Cornerstone Policy Research Cornerstone Action
- Abbreviation: CPR
- Formation: 2000
- Type: Public policy think tank
- Location: Concord, New Hampshire;
- Executive Director: Kevin H. Smith
- Revenue: $56,667 (2015)
- Expenses: $57,813 (2015)
- Website: www.nhcornerstone.org

= Cornerstone Policy Research =

American think tank

Cornerstone Policy Research and its legislative action arm Cornerstone Action are a conservative think tank headquartered and primarily active in the U.S. state of New Hampshire. The organization describes itself as "dedicated to the preservation of strong families, limited government and free markets".
It is a Family Policy Council, the state affiliate of Focus on the Family for New Hampshire.

CPR was founded by Karen Testerman, the organization's first Executive Director, Shannon McGinley, current chairwoman of the board, and others in 2000. Kevin H. Smith, a former New Hampshire state legislator, became the second Executive Director in 2009 and resigned to pursue public office in October 2011. As of February 2012 the Cornerstone web site lists Wendy P. Warcholik as the organization's Executive Director.

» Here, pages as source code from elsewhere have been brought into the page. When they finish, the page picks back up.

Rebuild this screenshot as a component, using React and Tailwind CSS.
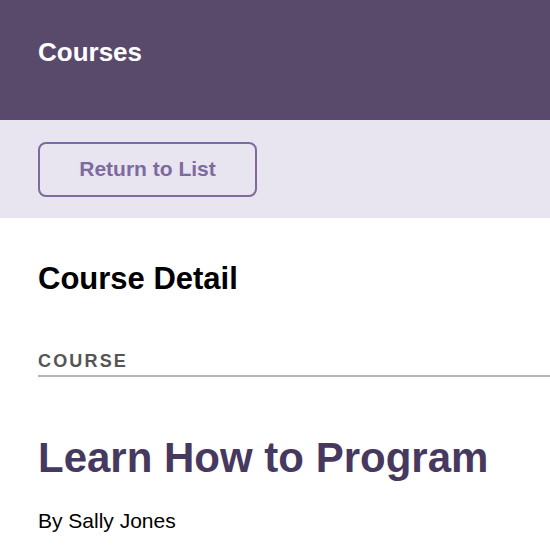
import React from "react";

export default function App() {
  return (
    <div className="min-h-[550px] bg-white font-['Liberation_Sans',Arial,sans-serif]">
      <header className="h-[120px] bg-[#594a6c] px-[38px] pt-[37px]">
        <h1 className="text-[26px] leading-[30px] font-bold text-white">Courses</h1>
      </header>

      <div className="h-[98px] bg-[#e8e4f0] flex items-center px-[38px]">
        <button className="w-[219px] h-[55px] rounded-lg border-2 border-[#7d6a9e] text-[21px] font-bold text-[#7d6a9e]">
          Return to List
        </button>
      </div>

      <div className="pl-[38px] pt-[43px]">
        <h2 className="text-[31px] leading-[36px] font-bold text-black">Course Detail</h2>

        <div className="mt-[53px] border-b-2 border-[#b4b4b4] pb-[3px]">
          <h3 className="text-[18px] leading-[22px] font-bold tracking-[0.12em] text-[#555555]">COURSE</h3>
        </div>

        <h4 className="mt-[57px] text-[42px] leading-[48px] font-bold text-[#46385e]">
          Learn How to Program
        </h4>
        <p className="mt-[27px] text-[21px] leading-[24px] text-black">By Sally Jones</p>
      </div>
    </div>
  );
}
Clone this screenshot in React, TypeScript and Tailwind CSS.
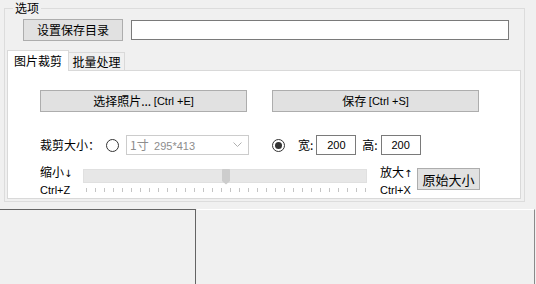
import React from 'react'

const btn =
  'flex items-center justify-center bg-[#e1e1e1] border border-[#adadad] text-[12px] leading-none text-black'

function Radio({ checked }: { checked?: boolean }) {
  return (
    <span className="flex items-center justify-center w-[13px] h-[13px] rounded-full border border-[#333] bg-white shrink-0">
      {checked && <span className="w-[7px] h-[7px] rounded-full bg-[#333]" />}
    </span>
  )
}

function Slider() {
  const ticks = Array.from({ length: 32 }, (_, i) => 3 + i * 9)
  return (
    <div className="relative w-[284px] mt-[6px]">
      <div className="h-[14px] bg-[#e7e7e7] border border-[#e0e0e0]" />
      <svg className="absolute left-[139px] top-0" width="8" height="16" viewBox="0 0 8 16">
        <path d="M1 0 H7 Q8 0 8 1 V12 L4 15.5 L0 12 V1 Q0 0 1 0 Z" fill="#cdcdcd" />
      </svg>
      <svg className="mt-[5px] block" width="284" height="4" viewBox="0 0 284 4">
        {ticks.map((x) => (
          <line key={x} x1={x + 0.5} y1="0" x2={x + 0.5} y2="4" stroke="#c4c4c4" strokeWidth="1" />
        ))}
      </svg>
    </div>
  )
}

const arrow = "font-['DejaVu_Sans',sans-serif] text-[10px]"
const latin = "font-['Liberation_Sans',sans-serif] text-[11px]"

export default function App() {
  return (
    <div className="w-[536px] h-[284px] bg-[#f0f0f0] overflow-hidden font-['Noto_Sans_CJK_SC','Noto_Sans',sans-serif] text-[12px] text-black">
      {/* 选项 group */}
      <div className="relative ml-[4px] mt-[8px] w-[521px] h-[194px] border border-[#dcdcdc]">
        <span className="absolute left-[8px] top-[-8px] bg-[#f0f0f0] px-[2px] leading-[14px]">选项</span>

        <div className="flex items-start gap-[8px] pl-[18px] pt-[10px]">
          <button className={`${btn} w-[100px] h-[22px]`}>设置保存目录</button>
          <div className="mt-[1px] w-[378px] h-[20px] bg-white border border-[#7a7a7a]" />
        </div>

        {/* tabs */}
        <div className="flex items-end h-[20px] mt-[9px] ml-[2px]">
          <div className="relative z-10 mb-[-1px] flex items-center justify-center w-[62px] h-[21px] bg-white border border-b-0 border-[#d9d9d9] leading-none">
            图片裁剪
          </div>
          <div className="flex items-center justify-center w-[56px] h-[18px] border border-l-0 border-b-0 border-[#d9d9d9] leading-none">
            批量处理
          </div>
        </div>

        <div className="ml-[2px] w-[514px] h-[129px] bg-white border border-[#d9d9d9]">
          <div className="flex gap-[25px] pl-[32px] pt-[19px]">
            <button className={`${btn} w-[207px] h-[22px]`}>
              选择照片...&nbsp;<span className={latin}>[Ctrl +E]</span>
            </button>
            <button className={`${btn} w-[207px] h-[22px]`}>
              保存&nbsp;<span className={latin}>[Ctrl +S]</span>
            </button>
          </div>

          <div className="flex items-center h-[20px] mt-[23px] pl-[32px] leading-none">
            <span className="w-[60px]">裁剪大小：</span>
            <span className="ml-[6px]">
              <Radio />
            </span>
            <div className="ml-[7px] flex items-center justify-between w-[123px] h-[20px] border border-[#cccccc] bg-white pl-[3px] pr-[6px] text-[#8d8d8d] text-[12px]">
              <span>
                1寸&nbsp;&nbsp;<span className={latin}>295*413</span>
              </span>
              <svg width="9" height="6" viewBox="0 0 9 6">
                <polyline points="0.5,0.5 4.5,4.5 8.5,0.5" fill="none" stroke="#b0b0b0" strokeWidth="1" />
              </svg>
            </div>
            <span className="ml-[23px]">
              <Radio checked />
            </span>
            <span className="ml-[13px]">宽:</span>
            <div className={`ml-[3px] flex items-center justify-center w-[40px] h-[20px] border border-[#7a7a7a] ${latin}`}>200</div>
            <span className="ml-[6px]">高:</span>
            <div className={`ml-[3px] flex items-center justify-center w-[40px] h-[20px] border border-[#7a7a7a] ${latin}`}>200</div>
          </div>

          <div className="flex items-start mt-[8px] pl-[32px]">
            <div className="w-[43px] flex flex-col leading-[17px]">
              <span>
                缩小<span className={arrow}>↓</span>
              </span>
              <span className={latin}>Ctrl+Z</span>
            </div>
            <Slider />
            <div className="ml-[13px] w-[37px] flex flex-col leading-[17px]">
              <span>
                放大<span className={arrow}>↑</span>
              </span>
              <span className={latin}>Ctrl+X</span>
            </div>
            <button className={`${btn} mt-[5px] w-[63px] h-[22px] text-[13px]`}>原始大小</button>
          </div>
        </div>
      </div>

      {/* bottom panes */}
      <div className="flex gap-[1px] mt-[7px] h-[80px]">
        <div className="w-[196px] border-t border-r border-[#646464]" />
        <div className="w-[338px] border-t border-t-white border-r border-r-[#8a8a8a]" />
      </div>
    </div>
  )
}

In addition to the Executive Directors in recent years Ellen Kolb, the organization's legislative policy director, has spoken for CPR and Cornerstone Action.

The organization has sponsored a number of events in New Hampshire such as a state conservative summit at the New Hampshire Institute of Politics in 2009 and a debate amongst the Republican Primary candidates for the U.S. Senate seat in 2010. CPR holds an annual dinner event as well.

Fergus Cullen, a former director of the New Hampshire Republican Party, referred to Cornerstone Action as "New Hampshire's best-organized advocacy group on the right".

==Political issues==

In 2004 then-Executive-Director Karen Testerman wrote in an article entitled "Promiscuous Plague" that sexually transmitted diseases are "encouraged by a message of 'safe sex' and an adult population that acts as if self-control and traditional morality are outdated and without value."

Karen Testerman spoke against civil unions in New Hampshire, calling gays and lesbians a "special interest group". She indicated that due to the incidence of AIDS and other sexually transmitted diseases amongst the gay population civil unions "could promote the acceptance of a behavior that is jeopardizing the health of our children." She went on to say, "Multiple partners when you're doing something unnatural—it's just not good." In 2009 CPR under Kevin Smith worked in opposition to the legalization of same-sex marriage in New Hampshire, efforts which included telephoning thousands of constituents in key districts. Cornerstone opposed a New Hampshire bill that would have extended anti-discrimination protections to transgender individuals.

In 2009 CPR urged the New Hampshire Department of Education to adopt a resolution for the removal of controversial federal Assistant Deputy Secretary of Education Kevin Jennings. Also in 2009, Cornerstone opposed a 2009 bill in the New Hampshire legislature that would have legalized assisted suicide. Ellen Kolb called the bill "a recipe for elder abuse". CPR also opposed the 2009 effort to legalize medical marijuana in New Hampshire. The organization participated in a 2009 protest at one of Barack Obama's "town hall" events on the topic of health care reform. In 2010 Kevin Smith asserted that the health insurance mandate of the Patient Protection and Affordable Care Act is unconstitutional.

In 2010 Kevin Smith spoke in opposition to legislative action in New Hampshire to repeal a law making adultery a criminal offense. After passage of the law CPR sought to amend the repeal measure to specify that adultery was still a civil offense and grounds for divorce.